Among other privileges of the Church, abolished in Venice long ago, was that ancient right of the monks of St. Anthony, Abbot, by which their herds of swine were made free of the whole city. These animals, enveloped in an odor of sanctity, wandered here and there, and were piously fed by devout people, until the year 1409, when, being found dangerous to children and inconvenient to every body, they were made the subject of a special decree, which deprived them of their freedom of movement. The Republic was always limiting the privileges of the Church! It is known how when the holy inquisition was established in its dominions in 1249, the State stipulated that great part of the process against heresy should be conducted by secular functionaries, and that the sentence should rest with the Doge and his councillors,—a kind of inquisition with claws clipped and teeth filed, as one may say, and the only sort ever permitted in Venice. At present there is no absolute disfavor shown to the clergy; but, as we have seen, many a pleasant island, which the monks of old reclaimed from the salty marshes, and planted with gardens and vineyards, now bears only the ruins of their convents, or else, converted into a fortress or government dépôt, is all thistly with bayonets. Anciently, moreover, there were many little groves in different parts of the city, where the pleasant clergy, of what Mr. Ruskin would have us believe the pure and religious days of Venice, met and made merry so riotously together by night that the higher officers of the Church were forced to prohibit their little soirées.

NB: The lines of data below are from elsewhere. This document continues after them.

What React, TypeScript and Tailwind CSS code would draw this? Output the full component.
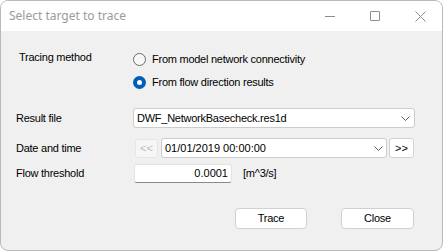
import React from 'react';

function Chevron() {
  return (
    <svg width="9" height="5" viewBox="0 0 9 5" className="shrink-0">
      <path d="M0.5 0.5 L4.5 4.5 L8.5 0.5" fill="none" stroke="#5f5f5f" strokeWidth="1" />
    </svg>
  );
}

function Radio({ checked, label }: { checked?: boolean; label: string }) {
  return (
    <div className="h-[20px] flex items-center">
      {checked ? (
        <span className="w-[13px] h-[13px] rounded-full bg-[#005fb8] flex items-center justify-center shrink-0">
          <span className="w-[5px] h-[5px] rounded-full bg-white" />
        </span>
      ) : (
        <span className="w-[13px] h-[13px] rounded-full border border-[#6a6a6a] bg-[#f7f7f7] shrink-0" />
      )}
      <span className="ml-[6px]">{label}</span>
    </div>
  );
}

function Row({ label, children, className = '' }: { label: string; children: React.ReactNode; className?: string }) {
  return (
    <div className={`flex items-center ${className}`}>
      <div className="w-[117px] shrink-0">{label}</div>
      {children}
    </div>
  );
}

export default function App() {
  return (
    <div className="w-[444px] h-[252px] bg-white">
      <div className="w-[443px] h-[251px] border border-[#b9b9b9] rounded-[8px] overflow-hidden flex flex-col bg-[#f0f0f0]">
        {/* Title bar */}
        <div className="h-[30px] bg-white flex items-center shrink-0">
          <span className="ml-[8px] text-[12px] text-[#9b9b9b] font-['Noto_Sans',sans-serif]">Select target to trace</span>
          <div className="ml-auto flex items-center">
            <span className="w-[10px] h-px bg-[#8c8c8c] mr-[35px]" />
            <span className="w-[10px] h-[10px] border border-[#8c8c8c] rounded-[1px] mr-[35px]" />
            <svg width="11" height="11" viewBox="0 0 11 11" className="mr-[16px]">
              <path d="M0.5 0.5 L10.5 10.5 M10.5 0.5 L0.5 10.5" stroke="#8c8c8c" strokeWidth="1" />
            </svg>
          </div>
        </div>

        {/* Body */}
        <div className="flex-1 pl-[15px] pt-[18px] text-[11px] leading-[13px] text-black tracking-[-0.25px] font-['Liberation_Sans',Arial,sans-serif]">
          <div className="flex">
            <div className="w-[117px] shrink-0 h-[16px] flex items-center pl-[3px]">Tracing method</div>
            <div className="flex flex-col gap-[3px]">
              <Radio label="From model network connectivity" />
              <Radio checked label="From flow direction results" />
            </div>
          </div>

          <Row label="Result file" className="mt-[16px]">
            <div className="w-[282px] h-[20px] bg-white border border-[#cccccc] rounded-[3px] flex items-center pl-[3px] pr-[4px]">
              <span className="flex-1">DWF_NetworkBasecheck.res1d</span>
              <Chevron />
            </div>
          </Row>

          <Row label="Date and time" className="mt-[10px]">
            <div className="flex items-center">
              <div className="ml-[2px] w-[23px] h-[19px] bg-[#f6f6f6] border border-[#e6e6e6] rounded-[3px] flex items-center justify-center text-[#bcbcbc] tracking-normal">&lt;&lt;</div>
              <div className="ml-[3px] w-[226px] h-[20px] bg-white border border-[#cccccc] rounded-[3px] flex items-center pl-[3px] pr-[3px] tracking-normal">
                <span className="flex-1">01/01/2019 00:00:00</span>
                <Chevron />
              </div>
              <div className="ml-[2px] w-[25px] h-[20px] bg-white border border-[#d2d2d2] rounded-[3px] flex items-center justify-center tracking-normal">&gt;&gt;</div>
            </div>
          </Row>

          <Row label="Flow threshold" className="mt-[6px]">
            <div className="ml-px w-[98px] h-[19px] bg-white border border-[#e3e3e3] border-b-[#8a8a8a] rounded-[3px] flex items-center justify-end pr-[3px] tracking-normal">0.0001</div>
            <span className="ml-[11px]">[m^3/s]</span>
          </Row>

          <div className="mt-[25px] flex">
            <div className="ml-[219px] w-[72px] h-[21px] bg-white border border-[#d0d0d0] rounded-[4px] flex items-center justify-center">Trace</div>
            <div className="ml-[34px] w-[73px] h-[21px] bg-white border border-[#d0d0d0] rounded-[4px] flex items-center justify-center">Close</div>
          </div>
        </div>
      </div>
    </div>
  );
}
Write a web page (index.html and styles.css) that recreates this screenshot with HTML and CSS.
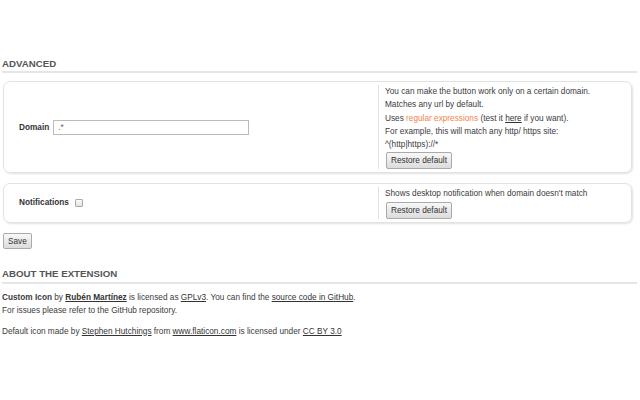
FILE: index.html
```html
<!DOCTYPE html>
<html>
<head>
<meta charset="utf-8">
<title>Custom Icon options</title>
<link rel="stylesheet" href="styles.css">
</head>
<body>

<h3>Advanced</h3>

<div class="card">
  <div class="field">
    <label for="domain">Domain</label>
    <input id="domain" type="text" value=".*">
  </div>
  <div class="help">
    <p>You can make the button work only on a certain domain.</p>
    <p>Matches any url by default.</p>
    <p>Uses <a class="hl" href="#">regular expressions</a> (test it <a href="#">here</a> if you want).</p>
    <p>For example, this will match any http/ https site:</p>
    <p>^(http|https)://*</p>
    <button type="button">Restore default</button>
  </div>
</div>

<div class="card">
  <div class="field">
    <label for="notify">Notifications</label>
    <input id="notify" type="checkbox">
  </div>
  <div class="help">
    <p>Shows desktop notification when domain doesn't match</p>
    <button type="button">Restore default</button>
  </div>
</div>

<button type="button" class="save">Save</button>

<h3 class="about">About the extension</h3>

<p><b>Custom Icon</b> by <a href="#"><b>Rubén Martínez</b></a> is licensed as <a href="#">GPLv3</a>. You can find the <a href="#">source code in GitHub</a>.<br>
For issues please refer to the GitHub repository.</p>

<p>Default icon made by <a href="#">Stephen Hutchings</a> from <a href="#">www.flaticon.com</a> is licensed under <a href="#">CC BY 3.0</a></p>

</body>
</html>
```

FILE: styles.css
```css
body {
  margin: 0;
  padding: 0 3px 0 2px;
  font-family: "Liberation Sans", Arial, sans-serif;
  font-size: 8.25px;
  line-height: 13px;
  color: #3c3c3c;
  background: white;
}

h3 {
  margin: 58px 0 8px;
  padding-bottom: 1px;
  font-size: 9.7px;
  line-height: 12px;
  text-transform: uppercase;
  color: #555;
  border-bottom: 2px solid #e6e6e6;
}

h3.about {
  margin-top: 19px;
  padding-bottom: 2px;
  margin-bottom: 7px;
}

p {
  margin: 0 0 8px;
}

a {
  color: #333;
}

a.hl {
  color: #f5834a;
  text-decoration: none;
}

.card {
  display: flex;
  margin: 0 5px 10px 1px;
  padding: 3px 0;
  border: 1px solid #e2e2e2;
  border-radius: 7px;
  box-shadow: 1px 1px 2px rgba(0, 0, 0, 0.12);
}

.field {
  box-sizing: border-box;
  width: 374px;
  padding-left: 15px;
  display: flex;
  align-items: center;
  gap: 4px;
}

.field label {
  font-weight: bold;
  color: #333;
}

.field input[type=text] {
  box-sizing: border-box;
  width: 196px;
  height: 15px;
  padding: 0 4px;
  border: 1px solid #bbb;
  font: inherit;
  color: #666;
}

.field input[type=checkbox] {
  appearance: none;
  width: 8px;
  height: 8px;
  margin: 0 0 0 2px;
  border: 1px solid #aaa;
  border-radius: 1px;
  background: linear-gradient(#fafafa, #e2e2e2);
}

.help {
  flex: 1;
  padding-left: 6px;
  border-left: 1px solid #e2e2e2;
  line-height: 13.25px;
}

.help p {
  margin: 0;
}

button {
  margin: 1px 0 0 1px;
  padding: 1px 4px;
  font: inherit;
  line-height: 13px;
  color: #333;
  background: linear-gradient(#f8f8f8, #dcdcdc);
  border: 1px solid #aaa;
  border-radius: 2px;
}

.save {
  margin: 0 0 0 1px;
  padding: 1px 4px 0;
}
```
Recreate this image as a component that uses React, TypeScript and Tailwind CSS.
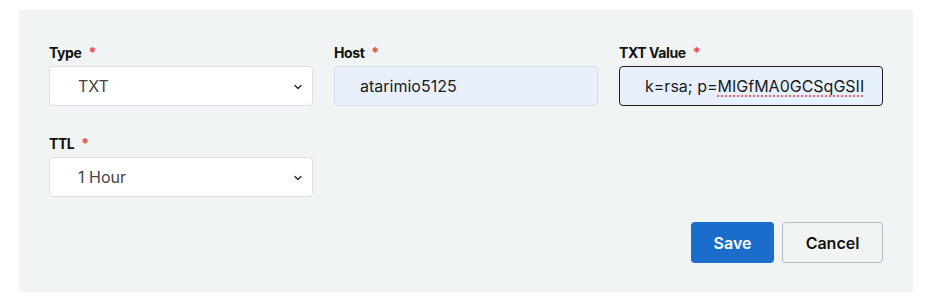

An old custom of rejoicing over the installation of a new parish priest is still to be seen in almost primitive quaintness. The people of each parish—nobles, citizens, and plebeians alike—formerly elected their own priest, and, till the year 1576, they used to perambulate the city to the sound of drums, with banners flying, after an election, and proclaim the name of their favorite. On the day of the parroco‘s induction his portrait was placed over the church door and after the celebration of the morning mass, a breakfast was given, which grew to be so splendid in time, that in the fifteenth century a statute limited its profusion. In the afternoon the new parroco, preceded by a band of military music, visited all the streets and courts of his parish, and then, as now, all the windows of the parish were decorated with brilliant tapestries, and other gay-colored cloths and pictures. In those times as in these, there was an illumination at night, throngs of people in the campo of the church, and booths for traffic in cakes of flour and raisins,—fried in lard upon the spot, and sold smoking hot, with immense uproar on the part of the merchant; and for three days afterward the parish bells were sounded in concert.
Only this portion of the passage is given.